John Stossel took an in-depth look at health care and its costs and pretty much came to the same conclusion: health care costs so damn much because of health insurance. It would be far cheaper to pay doctors out of pocket for most routine medical care. It would also greatly reduce costs because the paperwork factor would be greatly reduced.
And now another voice has joined the chorus, one that calls health insurance what it is: a protection racket.
Most discussions about the rising cost of health care emphasize the need to get more people insured. The assumption seems to be that insurance – rather than the service delivered by doctor to patient – is the important commodity.
But perhaps the solution to much of what currently plagues us in health care – rising costs and bureaucracy, diminishing levels of service – rests on a radically different approach: fewer people insured.
You don't need to be an economist to understand that any middleman interposed between seller and buyer raises the price of a given service or product. Some intermediaries justify this by providing benefits, such as salesmanship, advertising or transport. Others offer physical facilities, such as warehouses. A third group, organized crime, utilizes fear and intimidation to muscle its way into the provider-consumer chain, raking in hefty profits and bloating cost, without providing any benefit at all.

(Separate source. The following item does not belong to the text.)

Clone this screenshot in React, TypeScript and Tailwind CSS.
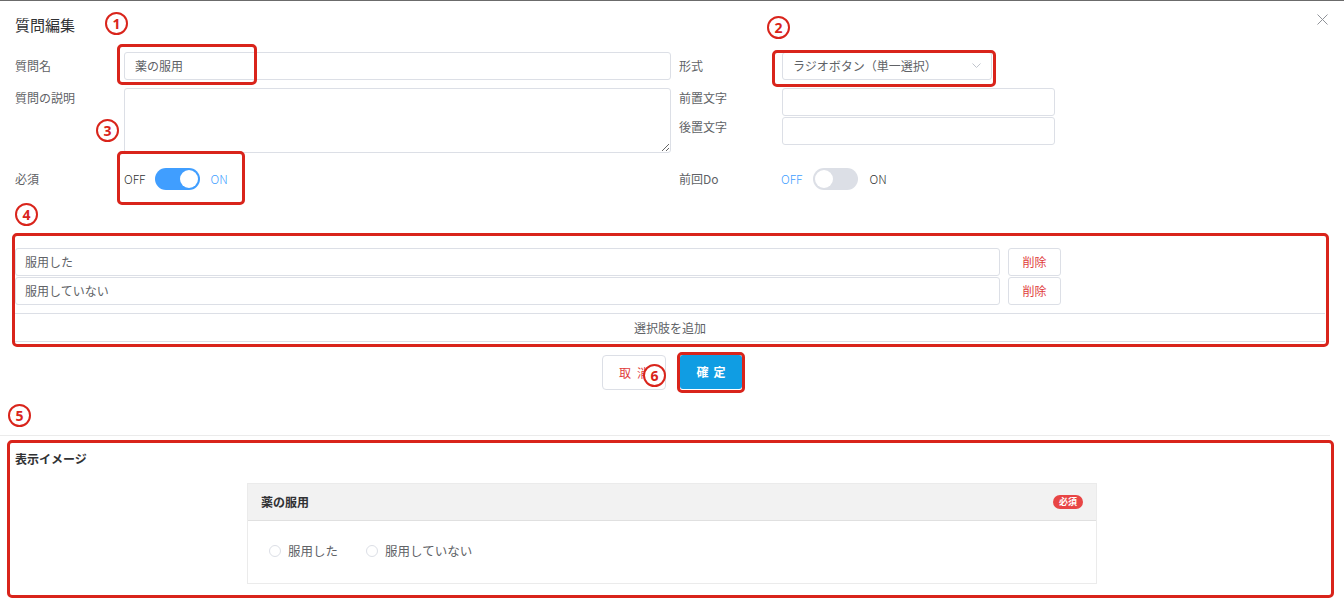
import React from "react";

const Circle = ({ n, className }: { n: string; className: string }) => (
  <div
    className={`absolute w-[23px] h-[23px] rounded-full border-2 border-[#d9241b] bg-white flex items-center justify-center text-[#d9241b] text-[14px] font-bold leading-none font-['Noto_Sans','Noto_Sans_CJK_JP',sans-serif] ${className}`}
  >
    {n}
  </div>
);

const RedBox = ({ className }: { className: string }) => (
  <div className={`absolute border-[3px] border-[#d9241b] rounded-[5px] pointer-events-none ${className}`} />
);

const Toggle = ({ on }: { on: boolean }) => (
  <div
    className={`w-[45px] h-[22px] rounded-full flex items-center px-[2px] ${
      on ? "bg-[#409eff] justify-end" : "bg-[#dcdfe6] justify-start"
    }`}
  >
    <div className="w-[18px] h-[18px] rounded-full bg-white" />
  </div>
);

export default function App() {
  return (
    <div className="relative w-[1344px] h-[609px] bg-white overflow-hidden border-t border-[#6b6b6b] font-['Noto_Sans_CJK_JP','Noto_Sans',sans-serif] text-[12px] text-[#606266]">
      {/* header */}
      <div className="flex items-center justify-between h-[49px] pl-[15px] pr-[16px]">
        <div className="text-[15px] text-[#303133]">質問編集</div>
        <svg width="11" height="11" viewBox="0 0 11 11" className="mb-[12px]">
          <path d="M0.5 0.5 L10.5 10.5 M10.5 0.5 L0.5 10.5" stroke="#909399" strokeWidth="1" />
        </svg>
      </div>

      {/* form */}
      <div className="pl-[15px] mt-[2px]">
        {/* row 1 */}
        <div className="flex items-center h-[28px]">
          <div className="w-[109px]">質問名</div>
          <div className="w-[547px] h-[28px] border border-[#dcdfe6] rounded-[3px] flex items-center pl-[10px]">薬の服用</div>
          <div className="ml-[8px] w-[103px]">形式</div>
          <div className="w-[210px] h-[28px] border border-[#dcdfe6] rounded-[3px] flex items-center justify-between pl-[10px] pr-[10px]">
            <span>ラジオボタン（単一選択）</span>
            <svg width="9" height="6" viewBox="0 0 9 6">
              <path d="M0.5 0.5 L4.5 4.5 L8.5 0.5" stroke="#c0c4cc" strokeWidth="1" fill="none" />
            </svg>
          </div>
        </div>

        {/* row 2 */}
        <div className="flex mt-[8px]">
          <div className="w-[109px] leading-[20px]">質問の説明</div>
          <textarea className="w-[547px] h-[65px] border border-[#dcdfe6] rounded-[3px] resize-y outline-none" />
          <div className="ml-[8px] w-[103px] flex flex-col">
            <div className="h-[29px] leading-[20px]">前置文字</div>
            <div className="h-[29px] leading-[20px]">後置文字</div>
          </div>
          <div className="flex flex-col gap-[1px]">
            <div className="w-[273px] h-[28px] border border-[#dcdfe6] rounded-[3px]" />
            <div className="w-[273px] h-[28px] border border-[#dcdfe6] rounded-[3px]" />
          </div>
        </div>

        {/* row 3 */}
        <div className="flex items-center h-[22px] mt-[15px]">
          <div className="w-[109px]">必須</div>
          <div className="w-[547px] flex items-center gap-[10px]">
            <span className="text-[#303133] font-light">OFF</span>
            <Toggle on={true} />
            <span className="text-[#409eff] font-light">ON</span>
          </div>
          <div className="ml-[8px] w-[102px]">前回Do</div>
          <div className="flex items-center gap-[11px]">
            <span className="text-[#409eff] font-light">OFF</span>
            <Toggle on={false} />
            <span className="text-[#303133] font-light">ON</span>
          </div>
        </div>

        {/* options */}
        <div className="mt-[58px] w-[1310px] flex flex-col">
          <div className="flex flex-col gap-[1px]">
            {["服用した", "服用していない"].map((t) => (
              <div key={t} className="flex items-center gap-[8px]">
                <div className="w-[985px] h-[28px] border border-[#dcdfe6] rounded-[3px] flex items-center pl-[9px]">{t}</div>
                <div className="w-[53px] h-[28px] border border-[#dcdfe6] rounded-[3px] flex items-center justify-center text-[#e03b3b]">削除</div>
              </div>
            ))}
          </div>
          <div className="mt-[8px] h-[29px] border-t border-b border-[#dcdfe6] flex items-center justify-center">選択肢を追加</div>
        </div>
      </div>

      {/* buttons */}
      <div className="flex justify-center gap-[14px] mt-[13px]">
        <div className="w-[64px] h-[35px] border border-[#dcdfe6] rounded-[4px] flex items-center justify-center text-[#e03b3b] tracking-[6px] pl-[6px]">取消</div>
        <div className="w-[62px] h-[34px] bg-[#109de3] rounded-[3px] flex items-center justify-center text-white font-bold tracking-[5px] pl-[5px]">確定</div>
      </div>

      {/* preview */}
      <div className="mt-[45px] w-[1330px] border-t border-[#ebebeb]">
        <div className="pl-[15px] pt-[15px] font-bold text-[#303133] leading-[16px]">表示イメージ</div>
        <div className="mt-[16px] ml-[247px] w-[850px] border border-[#ebebeb]">
          <div className="h-[37px] bg-[#f2f2f2] border-b border-[#e0e0e0] flex items-center justify-between pl-[13px] pr-[13px]">
            <span className="font-bold text-[#303133]">薬の服用</span>
            <span className="h-[14px] px-[6px] rounded-full bg-[#e84545] text-white text-[9px] font-bold leading-[14px]">必須</span>
          </div>
          <div className="h-[62px] flex items-center pl-[21px] pb-[2px] gap-[28px] text-[#606266] text-[12.5px]">
            <div className="flex items-center gap-[7px]">
              <span className="w-[12px] h-[12px] rounded-full border border-[#dcdfe6]" />
              <span>服用した</span>
            </div>
            <div className="flex items-center gap-[7px]">
              <span className="w-[12px] h-[12px] rounded-full border border-[#dcdfe6]" />
              <span>服用していない</span>
            </div>
          </div>
        </div>
      </div>

      {/* annotations */}
      <RedBox className="left-[117px] top-[43px] w-[140px] h-[41px]" />
      <RedBox className="left-[772px] top-[49px] w-[224px] h-[37px]" />
      <RedBox className="left-[117px] top-[150px] w-[128px] h-[54px]" />
      <RedBox className="left-[12px] top-[232px] w-[1317px] h-[114px]" />
      <RedBox className="left-[677px] top-[351px] w-[68px] h-[41px]" />
      <RedBox className="left-[7px] top-[439px] w-[1327px] h-[158px]" />

      <Circle n="1" className="left-[105px] top-[11px]" />
      <Circle n="2" className="left-[767px] top-[15px]" />
      <Circle n="3" className="left-[96px] top-[118px]" />
      <Circle n="4" className="left-[15px] top-[202px]" />
      <Circle n="5" className="left-[8px] top-[403px]" />
      <Circle n="6" className="left-[643px] top-[363px]" />
    </div>
  );
}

The health insurance model is closest to the parasitic relationship imposed by the Mafia and the like. Insurance companies provide nothing other than an ambiguous, shifty notion of "protection." But even the Mafia doesn't stick its nose into the process; once the monthly skim is set, Don Whoever stays out of the picture, but for occasional "cost of doing business" increases. When insurance companies insinuate themselves into the system, their first step is figuring out how to increase the skim by harming the people they are allegedly protecting through reduced service.
Like I said, a protection racket. Except this is a legal protection racket, sanctioned by the state, raking in millions of dollars that never make it to those actually providing service. The health insurance providers are the middlemen and their cut of the pie does nothing but get bigger. It needs to because, like any bureaucracy (and that's really what a health insurance company is), it grows to eat up more and more of the monies collected, with each added bureaucrat working hard to justify their continued employment. The more subordinates they can add beneath them makes them appear that much more vital to the operation. And each additional “vital” employee eats up that much more money that can't be used to pay for the costs of health care.
Of course such a bureaucracy can grow too much and the insurance company starts losing money. This will spur the company to do one of two things: cut operating costs by trimming staff and becoming more efficient, or cut back on coverage provided to customers while at the same time raising the price of that reduced coverage. The smart ones do both at the same time.
I have no problem with health insurance companies making a profit. I really don't. But when they do it by hurting their customers – decreasing the level of service while charging more for it – I have little sympathy for them.
So one way of keeping health care costs in check is to limit health insurance to cover catastrophic care and eliminate it for the more routine medical care. There's no doubt that this move would cause an increase in the unemployment rate. The insurance company bureaucrats and the slew of clerks once need to fill out health insurance claim forms at hospitals and medical practices throughout the land would need to find new jobs. But that's a price I think the people would be willing to bear. It's worth it to break up yet another protection racket.